Instructions for the task:
Write out each line that follows exactly as it stands, without the pictures.

Data extract:

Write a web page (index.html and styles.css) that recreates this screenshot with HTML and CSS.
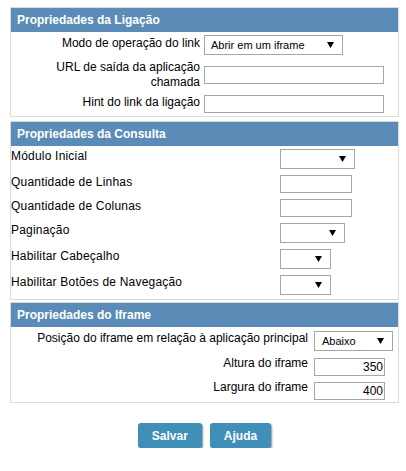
FILE: index.html
```html
<!DOCTYPE html>
<html lang="pt-BR">
<head>
<meta charset="utf-8">
<title>Propriedades</title>
<link rel="stylesheet" href="styles.css">
</head>
<body>
<div class="page">
  <section class="panel panel-link">
    <h2 class="panel-title">Propriedades da Ligação</h2>
    <div class="link-body">
      <div class="link-row row-a">
        <label class="lbl-right">Modo de operação do link</label>
        <div class="select sel-mode"><span>Abrir em um iframe</span><svg class="arrow" width="7" height="6" viewBox="0 0 7 6"><polygon points="0,0 7,0 3.5,6"/></svg></div>
      </div>
      <div class="link-row row-b">
        <label class="lbl-right lbl-two">URL de saída da aplicação chamada</label>
        <input class="field field-wide" type="text">
      </div>
      <div class="link-row row-c">
        <label class="lbl-right">Hint do link da ligação</label>
        <input class="field field-wide" type="text">
      </div>
    </div>
  </section>

  <section class="panel panel-query">
    <h2 class="panel-title">Propriedades da Consulta</h2>
    <div class="query-body">
      <label class="lbl-left">Módulo Inicial</label>
      <div class="select sel-75"><span></span><svg class="arrow" width="7" height="6" viewBox="0 0 7 6"><polygon points="0,0 7,0 3.5,6"/></svg></div>
      <label class="lbl-left">Quantidade de Linhas</label>
      <input class="field field-72" type="text">
      <label class="lbl-left">Quantidade de Colunas</label>
      <input class="field field-72" type="text">
      <label class="lbl-left">Paginação</label>
      <div class="select sel-65"><span></span><svg class="arrow" width="7" height="6" viewBox="0 0 7 6"><polygon points="0,0 7,0 3.5,6"/></svg></div>
      <label class="lbl-left">Habilitar Cabeçalho</label>
      <div class="select sel-51"><span></span><svg class="arrow" width="7" height="6" viewBox="0 0 7 6"><polygon points="0,0 7,0 3.5,6"/></svg></div>
      <label class="lbl-left">Habilitar Botões de Navegação</label>
      <div class="select sel-51"><span></span><svg class="arrow" width="7" height="6" viewBox="0 0 7 6"><polygon points="0,0 7,0 3.5,6"/></svg></div>
    </div>
  </section>

  <section class="panel panel-iframe">
    <h2 class="panel-title">Propriedades do Iframe</h2>
    <div class="iframe-body">
      <div class="iframe-row row-pos">
        <label class="lbl-right lbl-wide">Posição do iframe em relação à aplicação principal</label>
        <div class="select sel-79"><span>Abaixo</span><svg class="arrow" width="7" height="6" viewBox="0 0 7 6"><polygon points="0,0 7,0 3.5,6"/></svg></div>
      </div>
      <div class="iframe-row row-h">
        <label class="lbl-right lbl-wide">Altura do iframe</label>
        <input class="field field-71 num" type="text" value="350">
      </div>
      <div class="iframe-row row-w">
        <label class="lbl-right lbl-wide">Largura do iframe</label>
        <input class="field field-71 num" type="text" value="400">
      </div>
    </div>
  </section>

  <div class="actions">
    <button class="btn" type="button">Salvar</button>
    <button class="btn" type="button">Ajuda</button>
  </div>
</div>
</body>
</html>
```
FILE: styles.css
```css
* { box-sizing: border-box; }

body {
  margin: 0;
  background: #fff;
  color: #000;
  font-family: "Liberation Sans", Arial, sans-serif;
  font-size: 12px;
}

.page {
  padding: 7px 0 0 10px;
  width: 399px;
}

.panel {
  border: 1px solid #dadada;
}

.panel-query { margin-top: 4px; }
.panel-iframe { margin-top: 2px; }

.panel-title {
  margin: 0;
  height: 24px;
  line-height: 24px;
  padding-left: 6px;
  background: #5a8cb7;
  color: #fff;
  font-size: 12px;
  font-weight: bold;
}

label {
  line-height: 14px;
}

.lbl-right { text-align: right; }
.lbl-left { letter-spacing: 0.2px; }

/* panel 1 */
.link-row {
  display: flex;
  align-items: center;
}
.row-a { height: 25px; }
.row-b { height: 35px; }
.row-c { height: 24px; }

.link-row .lbl-right {
  width: 189px;
  margin-right: 4px;
  margin-bottom: 4px;
  flex: none;
}
.link-row .lbl-two {
  line-height: 15px;
  margin-bottom: 0;
}

/* controls */
.select {
  display: flex;
  align-items: center;
  justify-content: space-between;
  height: 20px;
  padding: 0 8px 0 6px;
  border: 1px solid #a6a6a6;
  background: #fff;
  font-size: 11px;
  flex: none;
}
.arrow { display: block; fill: #000; }

.sel-mode { width: 139px; }
.sel-75 { width: 75px; }
.sel-65 { width: 65px; }
.sel-51 { width: 51px; }
.sel-79 { width: 79px; padding-left: 7px; }

.field {
  display: block;
  height: 18px;
  margin: 0;
  padding: 0 2px;
  border: 1px solid #a6a6a6;
  background: #fff;
  font-family: "Liberation Sans", Arial, sans-serif;
  font-size: 12px;
  color: #000;
  outline: none;
  flex: none;
}
.field-wide { width: 180px; }
.field-72 { width: 72px; }
.field-71 { width: 71px; }
.num { text-align: right; padding-right: 1px; }

/* panel 2 */
.query-body {
  display: grid;
  grid-template-columns: 269px auto;
  justify-content: start;
  align-items: start;
  row-gap: 6px;
  padding: 3px 0 4px;
}

/* panel 3 */
.iframe-body {
  padding: 4px 0 2px;
}
.iframe-row {
  display: flex;
  align-items: flex-start;
}
.lbl-wide {
  width: 297px;
  margin-right: 6px;
  flex: none;
}
.row-pos { padding-bottom: 5px; }
.row-h { padding-bottom: 4px; }
.iframe-row .field { margin-top: 2px; }

/* buttons */
.actions {
  display: flex;
  justify-content: center;
  gap: 8px;
  width: 389px;
  margin-top: 20px;
}
.btn {
  height: 25px;
  padding: 0 14px;
  border: none;
  border-radius: 3px;
  background: #3f8fb9;
  color: #fff;
  font-family: "Liberation Sans", Arial, sans-serif;
  font-size: 12px;
  font-weight: bold;
  box-shadow: 1px 1px 2px rgba(0, 0, 0, 0.45);
}
```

Full answer:
Write a web page (index.html and styles.css) that recreates this screenshot with HTML and CSS.
FILE: index.html
```html
<!DOCTYPE html>
<html lang="pt-BR">
<head>
<meta charset="utf-8">
<title>Propriedades</title>
<link rel="stylesheet" href="styles.css">
</head>
<body>
<div class="page">
  <section class="panel panel-link">
    <h2 class="panel-title">Propriedades da Ligação</h2>
    <div class="link-body">
      <div class="link-row row-a">
        <label class="lbl-right">Modo de operação do link</label>
        <div class="select sel-mode"><span>Abrir em um iframe</span><svg class="arrow" width="7" height="6" viewBox="0 0 7 6"><polygon points="0,0 7,0 3.5,6"/></svg></div>
      </div>
      <div class="link-row row-b">
        <label class="lbl-right lbl-two">URL de saída da aplicação chamada</label>
        <input class="field field-wide" type="text">
      </div>
      <div class="link-row row-c">
        <label class="lbl-right">Hint do link da ligação</label>
        <input class="field field-wide" type="text">
      </div>
    </div>
  </section>

  <section class="panel panel-query">
    <h2 class="panel-title">Propriedades da Consulta</h2>
    <div class="query-body">
      <label class="lbl-left">Módulo Inicial</label>
      <div class="select sel-75"><span></span><svg class="arrow" width="7" height="6" viewBox="0 0 7 6"><polygon points="0,0 7,0 3.5,6"/></svg></div>
      <label class="lbl-left">Quantidade de Linhas</label>
      <input class="field field-72" type="text">
      <label class="lbl-left">Quantidade de Colunas</label>
      <input class="field field-72" type="text">
      <label class="lbl-left">Paginação</label>
      <div class="select sel-65"><span></span><svg class="arrow" width="7" height="6" viewBox="0 0 7 6"><polygon points="0,0 7,0 3.5,6"/></svg></div>
      <label class="lbl-left">Habilitar Cabeçalho</label>
      <div class="select sel-51"><span></span><svg class="arrow" width="7" height="6" viewBox="0 0 7 6"><polygon points="0,0 7,0 3.5,6"/></svg></div>
      <label class="lbl-left">Habilitar Botões de Navegação</label>
      <div class="select sel-51"><span></span><svg class="arrow" width="7" height="6" viewBox="0 0 7 6"><polygon points="0,0 7,0 3.5,6"/></svg></div>
    </div>
  </section>

  <section class="panel panel-iframe">
    <h2 class="panel-title">Propriedades do Iframe</h2>
    <div class="iframe-body">
      <div class="iframe-row row-pos">
        <label class="lbl-right lbl-wide">Posição do iframe em relação à aplicação principal</label>
        <div class="select sel-79"><span>Abaixo</span><svg class="arrow" width="7" height="6" viewBox="0 0 7 6"><polygon points="0,0 7,0 3.5,6"/></svg></div>
      </div>
      <div class="iframe-row row-h">
        <label class="lbl-right lbl-wide">Altura do iframe</label>
        <input class="field field-71 num" type="text" value="350">
      </div>
      <div class="iframe-row row-w">
        <label class="lbl-right lbl-wide">Largura do iframe</label>
        <input class="field field-71 num" type="text" value="400">
      </div>
    </div>
  </section>

  <div class="actions">
    <button class="btn" type="button">Salvar</button>
    <button class="btn" type="button">Ajuda</button>
  </div>
</div>
</body>
</html>
```
FILE: styles.css
```css
* { box-sizing: border-box; }

body {
  margin: 0;
  background: #fff;
  color: #000;
  font-family: "Liberation Sans", Arial, sans-serif;
  font-size: 12px;
}

.page {
  padding: 7px 0 0 10px;
  width: 399px;
}

.panel {
  border: 1px solid #dadada;
}

.panel-query { margin-top: 4px; }
.panel-iframe { margin-top: 2px; }

.panel-title {
  margin: 0;
  height: 24px;
  line-height: 24px;
  padding-left: 6px;
  background: #5a8cb7;
  color: #fff;
  font-size: 12px;
  font-weight: bold;
}

label {
  line-height: 14px;
}

.lbl-right { text-align: right; }
.lbl-left { letter-spacing: 0.2px; }

/* panel 1 */
.link-row {
  display: flex;
  align-items: center;
}
.row-a { height: 25px; }
.row-b { height: 35px; }
.row-c { height: 24px; }

.link-row .lbl-right {
  width: 189px;
  margin-right: 4px;
  margin-bottom: 4px;
  flex: none;
}
.link-row .lbl-two {
  line-height: 15px;
  margin-bottom: 0;
}

/* controls */
.select {
  display: flex;
  align-items: center;
  justify-content: space-between;
  height: 20px;
  padding: 0 8px 0 6px;
  border: 1px solid #a6a6a6;
  background: #fff;
  font-size: 11px;
  flex: none;
}
.arrow { display: block; fill: #000; }

.sel-mode { width: 139px; }
.sel-75 { width: 75px; }
.sel-65 { width: 65px; }
.sel-51 { width: 51px; }
.sel-79 { width: 79px; padding-left: 7px; }

.field {
  display: block;
  height: 18px;
  margin: 0;
  padding: 0 2px;
  border: 1px solid #a6a6a6;
  background: #fff;
  font-family: "Liberation Sans", Arial, sans-serif;
  font-size: 12px;
  color: #000;
  outline: none;
  flex: none;
}
.field-wide { width: 180px; }
.field-72 { width: 72px; }
.field-71 { width: 71px; }
.num { text-align: right; padding-right: 1px; }

/* panel 2 */
.query-body {
  display: grid;
  grid-template-columns: 269px auto;
  justify-content: start;
  align-items: start;
  row-gap: 6px;
  padding: 3px 0 4px;
}

/* panel 3 */
.iframe-body {
  padding: 4px 0 2px;
}
.iframe-row {
  display: flex;
  align-items: flex-start;
}
.lbl-wide {
  width: 297px;
  margin-right: 6px;
  flex: none;
}
.row-pos { padding-bottom: 5px; }
.row-h { padding-bottom: 4px; }
.iframe-row .field { margin-top: 2px; }

/* buttons */
.actions {
  display: flex;
  justify-content: center;
  gap: 8px;
  width: 389px;
  margin-top: 20px;
}
.btn {
  height: 25px;
  padding: 0 14px;
  border: none;
  border-radius: 3px;
  background: #3f8fb9;
  color: #fff;
  font-family: "Liberation Sans", Arial, sans-serif;
  font-size: 12px;
  font-weight: bold;
  box-shadow: 1px 1px 2px rgba(0, 0, 0, 0.45);
}
```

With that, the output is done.